Mr Price positioned for online growth


Mr Price positioned for online growth

Published Date: 2020-06-26 | Source: Stephen Gunnion | Author: Stephen Gunnion

Mr Price positioned for online growth

The budget retailer says it remains to be seen whether the growing move to online shopping is a permanent step change in consumer behaviour.

Mr Price says online sales have boomed since lockdown restrictions were eased, allowing South Africans to resume shopping. Pent up demand following total closure in April resulted in retail sales rising 12% between 1 May and 20 June, driven by a 90% rise in online sales - with purchases of clothing and sportswear more than doubling.

The budget retailer says its historic and ongoing investment into its omni-channel offering has positioned it to take advantage of the trend as Covid-19 keeps many shoppers at home. However, it said it remained to be seen whether this was a permanent step change in consumer behaviour.

The national state of disaster and the lockdown came just ahead of Mr Price's March year end, disrupting the last two weeks of trading. Apart from decimating April's sales, it also resulted in additional impairment provisions on its stock, debtors' book and insurance claims.

For the year, total revenue from continuing operations grew 2.1% to R23 billion with retail sales increasing by 1.5% to R21.2 billion. Second-half sales were stronger as turnaround initiatives at Mr Price Apparel gained traction. It said the improvement came despite a highly promotional trading environment that was further disrupted by regular load shedding. Continuing operations exclude Australia and Poland, which it exited last year. It plans to close shop in Nigeria this year.

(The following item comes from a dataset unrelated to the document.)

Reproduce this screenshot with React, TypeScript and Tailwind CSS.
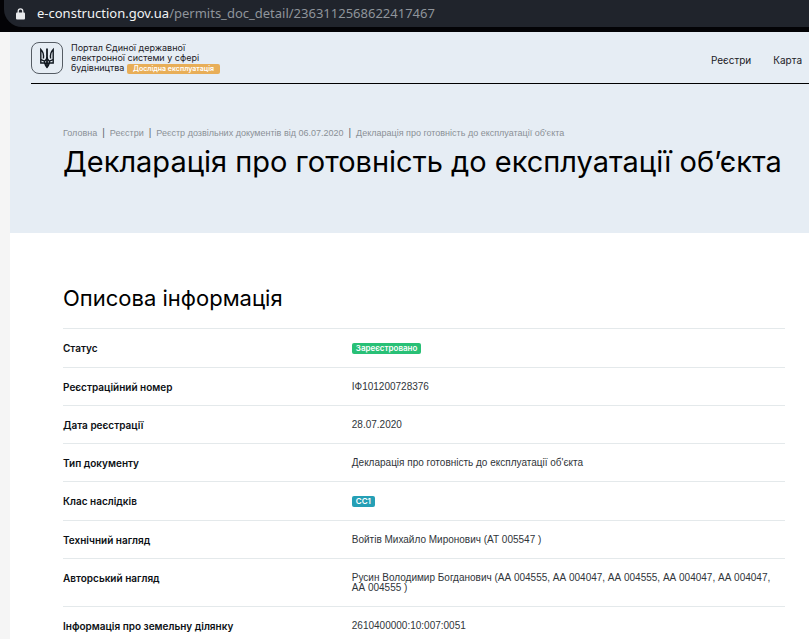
import type { ReactNode } from "react";

interface DetailRow {
  label: string;
  value: ReactNode;
}

interface BadgeProps {
  className: string;
  children: ReactNode;
}

const Badge: React.FC<BadgeProps> = ({ className, children }) => {
  return (
    <span className={`w-fit rounded-xs font-[Inter,sans-serif] text-white ${className}`}>
      {children}
    </span>
  );
};

const navigation = ["Реєстри", "Карта"];

const breadcrumbs = [
  "Головна",
  "Реєстри",
  "Реєстр дозвільних документів від 06.07.2020",
  "Декларація про готовність до експлуатації об'єкта",
];

const details: DetailRow[] = [
  {
    label: "Статус",
    value: <Badge className="block bg-[#28c076] px-1 text-[8px] leading-[11px] font-semibold">Зареєстровано</Badge>,
  },
  { label: "Реєстраційний номер", value: "ІФ101200728376" },
  { label: "Дата реєстрації", value: "28.07.2020" },
  { label: "Тип документу", value: "Декларація про готовність до експлуатації об'єкта" },
  {
    label: "Клас наслідків",
    value: <Badge className="block bg-[#259fb5] px-1 text-[8px] leading-[11px] font-semibold">СС1</Badge>,
  },
  { label: "Технічний нагляд", value: "Войтів Михайло Миронович (АТ 005547 )" },
  {
    label: "Авторський нагляд",
    value: "Русин Володимир Богданович (АА 004555, АА 004047, АА 004555, АА 004047, АА 004047, АА 004555 )",
  },
  { label: "Інформація про земельну ділянку", value: "2610400000:10:007:0051" },
];

const AddressBar: React.FC = () => {
  return (
    <div className="h-8 bg-[#030306] pl-1">
      <div className="flex h-[27px] items-center gap-3 rounded-bl-[18px] bg-[#20242c] pl-3 font-['Noto_Sans',sans-serif] text-[13px]">
        <svg className="h-3 w-[9px] shrink-0" viewBox="0 0 9 12" aria-hidden="true">
          <path d="M2.2 5V3.2a2.3 2.3 0 0 1 4.6 0V5" fill="none" stroke="#e8eaed" strokeWidth="1.3" />
          <rect y="4.4" width="9" height="7.2" rx="1" fill="#e8eaed" />
        </svg>
        <p className="whitespace-nowrap text-[#8f949b]">
          <span className="text-[#f1f3f4]">e-construction.gov.ua</span>
          /permits_doc_detail/2363112568622417467
        </p>
      </div>
    </div>
  );
};

const Trident: React.FC = () => {
  return (
    <svg className="h-[22px] w-4" viewBox="0 0 16 22" fill="none" stroke="#111820" strokeWidth="1.4" aria-hidden="true">
      <path d="M5.8 16H1.8V2.5C4.6 5.2 4.9 8 4.4 11.5M10.2 16h4V2.5c-2.8 2.7-3.1 5.5-2.6 9" />
      <path d="M8 1.5v19" strokeWidth="1.8" />
      <path d="M8 10c-.3 2.3-1.2 3.3-2.3 4.1-.5.7-.2 1.300 0 1.900.4 1.700 1.200 3 2.300 4.300 1.100-1.300 1.900-2.600 2.300-4.300.2-.6.5-1.200 0-1.900C9.200 13.300 8.300 12.300 8 10" />
      <path d="M1.8 12.6l3.9 1.5M14.2 12.6l-3.9 1.5M5.8 16.3h4.4" />
    </svg>
  );
};

const Header: React.FC = () => {
  return (
    <header className="ml-[21px] flex h-[52px] items-center justify-between border-b border-black pr-[7px]">
      <a href="#" className="flex items-center gap-2">
        <span className="flex size-8 shrink-0 items-center justify-center rounded-lg border border-[#555c64]">
          <Trident />
        </span>
        <span className="pt-0.5 text-[9px] leading-[10px] text-[#1b2026]">
          Портал Єдиної державної
          <br />
          електронної системи у сфері
          <br />
          будівництва{" "}
          <Badge className="inline-block bg-[#e8ae58] px-1.5 text-[7px] leading-[10px] font-semibold">
            Дослідна експлуатація
          </Badge>
        </span>
      </a>
      <nav className="flex gap-[22px] pt-1.5 text-[10px] text-[#1b2026]">
        {navigation.map((item) => (
          <a key={item} href="#">
            {item}
          </a>
        ))}
      </nav>
    </header>
  );
};

const DetailsTable: React.FC = () => {
  return (
    <table className="w-full table-fixed text-left text-[10px] leading-[10px]">
      <tbody>
        {details.map((row) => (
          <tr key={row.label} className="border-t border-[#e4e9eb] align-top">
            <th scope="row" className="w-2/5 pt-[14px] pb-[13px] font-semibold text-[#0c1014]">
              {row.label}
            </th>
            <td className="pt-[14px] pb-[13px] font-['Liberation_Sans',sans-serif] text-[#30353a]">{row.value}</td>
          </tr>
        ))}
      </tbody>
    </table>
  );
};

export default function App() {
  return (
    <div className="font-[Inter,'Liberation_Sans',sans-serif]">
      <AddressBar />
      <div className="bg-[#f5f5f5] pl-[10px]">
        <div className="bg-[#e6edf4] pb-[53px]">
          <Header />
          <div className="pt-[42px] pl-[53px]">
            <nav aria-label="breadcrumb">
              <ol className="flex font-['Liberation_Sans',sans-serif] text-[9px] leading-[14px] whitespace-nowrap text-[#8a9096]">
                {breadcrumbs.map((crumb, index) => (
                  <li key={crumb} className="flex">
                    {index > 0 && <span className="px-[5px] text-[10px] text-[#5f656b]">|</span>}
                    <a href="#">{crumb}</a>
                  </li>
                ))}
              </ol>
            </nav>
            <h1 className="mt-1 text-[29px] leading-9 whitespace-nowrap text-black">
              Декларація про готовність до експлуатації об’єкта
            </h1>
          </div>
        </div>
        <main className="bg-white pt-[51px] pr-6 pl-[53px]">
          <h2 className="mb-4 text-[22px] leading-7 text-black">Описова інформація</h2>
          <DetailsTable />
        </main>
      </div>
    </div>
  );
}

Basic earnings per share (EPS) fell 9.5% to 1,042.4c, while headline EPS declined by 10% to 1,047. Excluding the additional Covid-19 provision and the effects of its transition to the new IFRS 16 accounting methodology, adjusted normalised diluted HEPS were 4.6% lower at 1,089.3. It hasn't declared a final dividend so it can preserve cash due to the uncertainty caused by the pandemic.

The retailer said its balance sheet remained healthy, with its net asset value per share increasing by 8.7% to R36.36 from last year. Cash and cash equivalents rose to R4.7 billion and it reported a free cash flow conversion ratio of 133.3%. Due to anticipated consumer distress, it increased its impairment provision to 10.4% from 7.5% in September.

Mr Price said it still planned a potential capital raise of up to 10% of its share capital at an appropriate time and as market conditions permitted as expected market conditions would allow strong companies to capitalise on growth opportunities.

Its shares declined 0.3% to R145.34 yesterday.